Introduction
Batch Processing
Batch processing controls how data flows through the DataFrame pipeline, affecting memory usage and performance.
Batch Size Control
batchSize() - Control processing chunks
<?php
use function Flow\ETL\DSL\{data_frame, from_array, to_output};
$dataFrame = data_frame()
->read(from_array($largeDataset))
->batchSize(1000) // Process in batches of 1000 rows
->map($expensiveTransformation)
->write(to_output())
->run();
Performance Tip: Optimal batch size depends on your data and available memory. Larger batches reduce I/O operations but increase memory usage.
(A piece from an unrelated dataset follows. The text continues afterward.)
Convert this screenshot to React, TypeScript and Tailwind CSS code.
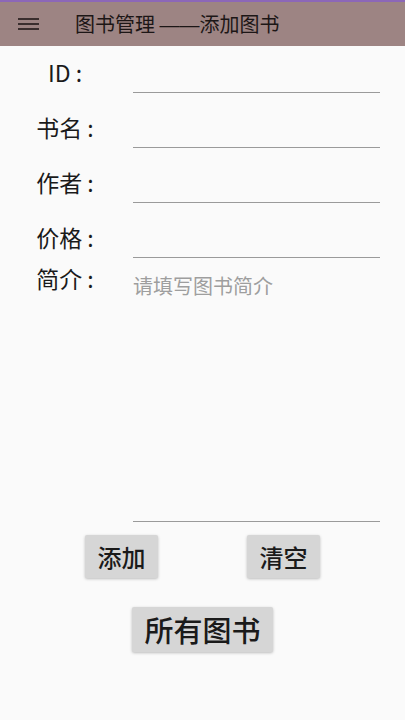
const font = { fontFamily: '"Noto Sans CJK SC", Roboto, sans-serif' };

const fields = ['ID :', '书名 :', '作者 :', '价格 :'];

function FieldRow({ label }: { label: string }) {
  return (
    <div className="flex h-[39px] items-start">
      <div className="w-[130px] text-center text-[23px] leading-[36px] text-[#1a1a1a]">{label}</div>
      <div className="ml-[3px] h-[39px] w-[247px] border-b border-[#9a9a9a]" />
    </div>
  );
}

export default function App() {
  return (
    <div className="min-h-[720px] w-[405px] bg-[#fafafa]" style={font}>
      <header className="flex h-[46px] items-center border-t-2 border-[#8c67b8] bg-[#9d8483]">
        <div className="ml-[18px] flex w-[21px] flex-col gap-[3px]">
          <span className="h-[2px] bg-[#3a2e2e]" />
          <span className="h-[2px] bg-[#3a2e2e]" />
          <span className="h-[2px] bg-[#3a2e2e]" />
        </div>
        <h1 className="ml-[36px] text-[20px] leading-none text-[#1c1616]">
          图书管理 <span className="font-['Liberation_Sans',sans-serif]">——</span>添加图书
        </h1>
      </header>

      <main className="pt-[8px]">
        <div className="flex flex-col gap-[16px]">
          {fields.map((f) => (
            <FieldRow key={f} label={f} />
          ))}
        </div>

        <div className="mt-[1px] flex">
          <div className="w-[130px] text-center text-[23px] leading-[38px] text-[#1a1a1a]">简介 :</div>
          <div className="ml-[3px] h-[263px] w-[247px] border-b border-[#9a9a9a] pt-[14px] text-[20px] leading-[26px] text-[#9e9e9e]">
            请填写图书简介
          </div>
        </div>

        <div className="mt-[13px] flex justify-center gap-[89px]">
          <button className="h-[43px] w-[73px] rounded-[2px] bg-[#d6d6d6] text-[24px] font-medium text-[#1a1a1a] shadow-[0_1px_3px_rgba(0,0,0,0.25)]">
            添加
          </button>
          <button className="h-[43px] w-[73px] rounded-[2px] bg-[#d6d6d6] text-[24px] font-medium text-[#1a1a1a] shadow-[0_1px_3px_rgba(0,0,0,0.25)]">
            清空
          </button>
        </div>

        <div className="mt-[29px] flex justify-center">
          <button className="h-[45px] w-[141px] rounded-[2px] bg-[#d6d6d6] text-[29px] font-medium text-[#1a1a1a] shadow-[0_1px_3px_rgba(0,0,0,0.25)]">
            所有图书
          </button>
        </div>
      </main>
    </div>
  );
}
Start with 1000-5000 rows and adjust based on your specific use case.
Data Collection
collect() - Load all data into memory
<?php
$dataFrame = data_frame()
->read($extractor)
->filter($condition)
->collect() // Collect all filtered data into single batch
->sortBy(col('name')) // Now can sort the collected data
->write($loader)
->run();
⚠️ Memory Warning: The
collect()
method loads all data into memory at once. This can cause memory exhaustion with large datasets. Use only when:
- You're certain the entire dataset fits comfortably in available memory
- You need operations that require all data (like sorting)
- You're working with small to medium datasets
Memory Management Strategies
Monitoring Memory Usage
<?php
use function Flow\ETL\DSL\analyze;
$report = data_frame()
->read($extractor)
->batchSize(1000)
->map($transformation)
->write($loader)
->run(analyze: analzyze());
echo "Peak memory usage: " . $report->statistics()->memory->max()->inMb() . " bytes\n";